Sin duda, había creado otros duendes. No eran sólo los fabulados duendes de la botella: “Quería ser un despertar y una esperanza, la de vivir en un lugar donde hubiera más consideración en las relaciones. Siempre quise que los chicos valoraran poder hablar sin miedos”, resumía esperanzado. Toda una declaración de principios en quien no vacilaba en participar de los actos que se realizaban en contra de situaciones injustas, también en el teatro, que comprendía por supuesto al de los chicos y sus intereses, que él relacionaba con las experiencias del día a día. También ése era un aprendizaje que le proporcionaba su público, “de 2 a 90 años”, bromeaba. Un fenómeno único en el campo teatral. “Los chicos –apuntaba– me han demostrado que el espectro de temas que conocen es más amplio de lo que pensamos, y los padres no aceptan cualquier cosa para sus hijos, y los proveen de otros materiales, convencidos de que siempre, aun en los momentos de chatura, algo se puede salvar y afianzar.”
Y a él lo salvaba –decía– el contacto con los chicos, “porque los pibes siempre van para arriba”. A Midón le dolían la pobreza y la corrupción y lo transmitía en algunos de sus espectáculos sin amargar al auditorio.
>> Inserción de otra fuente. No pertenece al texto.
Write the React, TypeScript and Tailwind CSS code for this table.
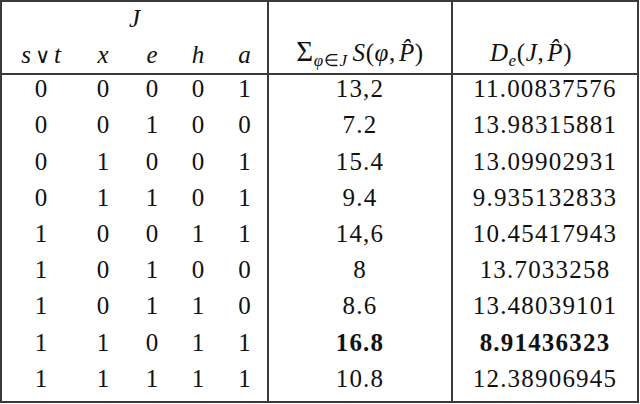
import React from "react";

const rows: { bits: string[]; s: string; d: string; bold?: boolean }[] = [
  { bits: ["0", "0", "0", "0", "1"], s: "13,2", d: "11.00837576" },
  { bits: ["0", "0", "1", "0", "0"], s: "7.2", d: "13.98315881" },
  { bits: ["0", "1", "0", "0", "1"], s: "15.4", d: "13.09902931" },
  { bits: ["0", "1", "1", "0", "1"], s: "9.4", d: "9.935132833" },
  { bits: ["1", "0", "0", "1", "1"], s: "14,6", d: "10.45417943" },
  { bits: ["1", "0", "1", "0", "0"], s: "8", d: "13.7033258" },
  { bits: ["1", "0", "1", "1", "0"], s: "8.6", d: "13.48039101" },
  { bits: ["1", "1", "0", "1", "1"], s: "16.8", d: "8.91436323", bold: true },
  { bits: ["1", "1", "1", "1", "1"], s: "10.8", d: "12.38906945" },
];

function PHat() {
  return <span className="italic">P&#x0302;</span>;
}

export default function App() {
  const grid = "grid grid-cols-[78px_46px_52px_40px_49px]";
  return (
    <div className="w-[640px] h-[404px] bg-white">
      <div className="w-[639px] h-[403px] border-2 border-[#3a3a3a] flex font-['Liberation_Serif',serif] text-[25px] text-[#111] leading-none">
        {/* Left J section */}
        <div className="w-[265px] flex flex-col">
          <div className="h-[73px] border-b-2 border-[#3a3a3a] flex flex-col">
            <div className="h-[35px] pb-[2px] flex items-center justify-center italic">J</div>
            <div className={`${grid} h-[36px] pb-[2px] items-center italic`}>
              <div className="text-center">
                s
                <span className="not-italic mx-[4px] font-['DejaVu_Sans',sans-serif] font-extralight text-[21px]">∨</span>
                t
              </div>
              <div className="text-center">x</div>
              <div className="text-center">e</div>
              <div className="text-center">h</div>
              <div className="text-center pl-[4px]">a</div>
            </div>
          </div>
          <div className="flex-1 flex flex-col">
            {rows.map((r, i) => (
              <div key={i} className={`${grid} flex-1 pb-[9px] items-center`}>
                {r.bits.map((b, j) => (
                  <div key={j} className={j === 4 ? "text-center pl-[4px]" : "text-center"}>
                    {b}
                  </div>
                ))}
              </div>
            ))}
          </div>
        </div>
        {/* Middle sum column */}
        <div className="w-[184px] border-l-2 border-[#3a3a3a] flex flex-col">
          <div className="h-[73px] border-b-2 border-[#3a3a3a] flex flex-col">
            <div className="h-[35px]" />
            <div className="h-[36px] pb-[2px] flex items-center justify-center">
              <span className="whitespace-nowrap tracking-[0.6px]">
                <span className="text-[29px] leading-[0px]">Σ</span>
                <span className="text-[17px] align-[-5px]">
                  <span className="italic">φ</span>∈<span className="italic">J</span>
                </span>
                <span className="italic ml-[5px]">S</span>(<span className="italic">φ</span>,<span className="ml-[3px]"><PHat /></span>)
              </span>
            </div>
          </div>
          <div className="flex-1 flex flex-col">
            {rows.map((r, i) => (
              <div
                key={i}
                className={`flex-1 pb-[9px] flex items-center justify-center tracking-[1.2px] ${r.bold ? "font-bold" : ""}`}
              >
                {r.s}
              </div>
            ))}
          </div>
        </div>
        {/* Right D column */}
        <div className="flex-1 border-l-2 border-[#3a3a3a] flex flex-col">
          <div className="h-[73px] border-b-2 border-[#3a3a3a] flex flex-col">
            <div className="h-[35px]" />
            <div className="h-[36px] pb-[2px] pr-[28px] flex items-center justify-center">
              <span className="whitespace-nowrap tracking-[0.6px]">
                <span className="italic">D</span>
                <span className="italic text-[17px] align-[-5px]">e</span>(<span className="italic">J</span>,<span className="ml-[3px]"><PHat /></span>)
              </span>
            </div>
          </div>
          <div className="flex-1 flex flex-col">
            {rows.map((r, i) => (
              <div
                key={i}
                className={`flex-1 pb-[9px] flex items-center justify-center tracking-[1.2px] ${r.bold ? "font-bold" : ""}`}
              >
                {r.d}
              </div>
            ))}
          </div>
        </div>
      </div>
    </div>
  );
}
La intención era pelearle al desánimo, incorporando música, de Gianni, y armando temas como “Careteando” y “Al pan, pan”. En aquellas oscilaciones del ánimo descreía de los políticos y proponía más participación: “Creo que la misma sociedad debería rescatar los conceptos de solidaridad y humanidad y barajar de nuevo”.
Lo hecho por Midón ha sido mucho e intenso, tanto en obras propias como en la dirección de espectáculos de otros autores y para adultos, como El grito pelado, de Oscar Viale. Supo crear un estudio que es referente del teatro para chicos y adolescentes, Río Plateado, y producido obras, como Doce mujeres con Angel y Playa bonita, donde sus colaboradores le allanaron el camino para que él no dedicara tanto tiempo a la docencia. En Playa... incorporó una comparsa y le dio otro aire a las canciones y bailes característicos de sus espectáculos. “La playa es un lugar abierto, de libertad”, decía este incansable trabajador de la escena que tuvo entre sus maestros al admirado Oscar Fessler, su recordado profesor en el Instituto de Teatro de la Universidad de Buenos Aires, en los años ‘60. Sin embargo, cuando se le preguntaba si se consideraba un pionero del teatro infantil, eludía la respuesta. Prefería narrar anécdotas de otro tiempo, en las que asomaban nombres queridos, gente que lo había acompañado en el entusiasmo: Héctor Malamud, Alberto Segado, Gianni, por supuesto; Lino Patalano, Margarita Jusid, Leonor Puga Sabaté y tantos otros. Aunque no lo dijera abiertamente, fue un pionero desde La vuelta manzana su estreno de 1970, en el Teatro Regina, donde impactó a un público que quiso acompañarlo y colmó la platea durante dos temporadas.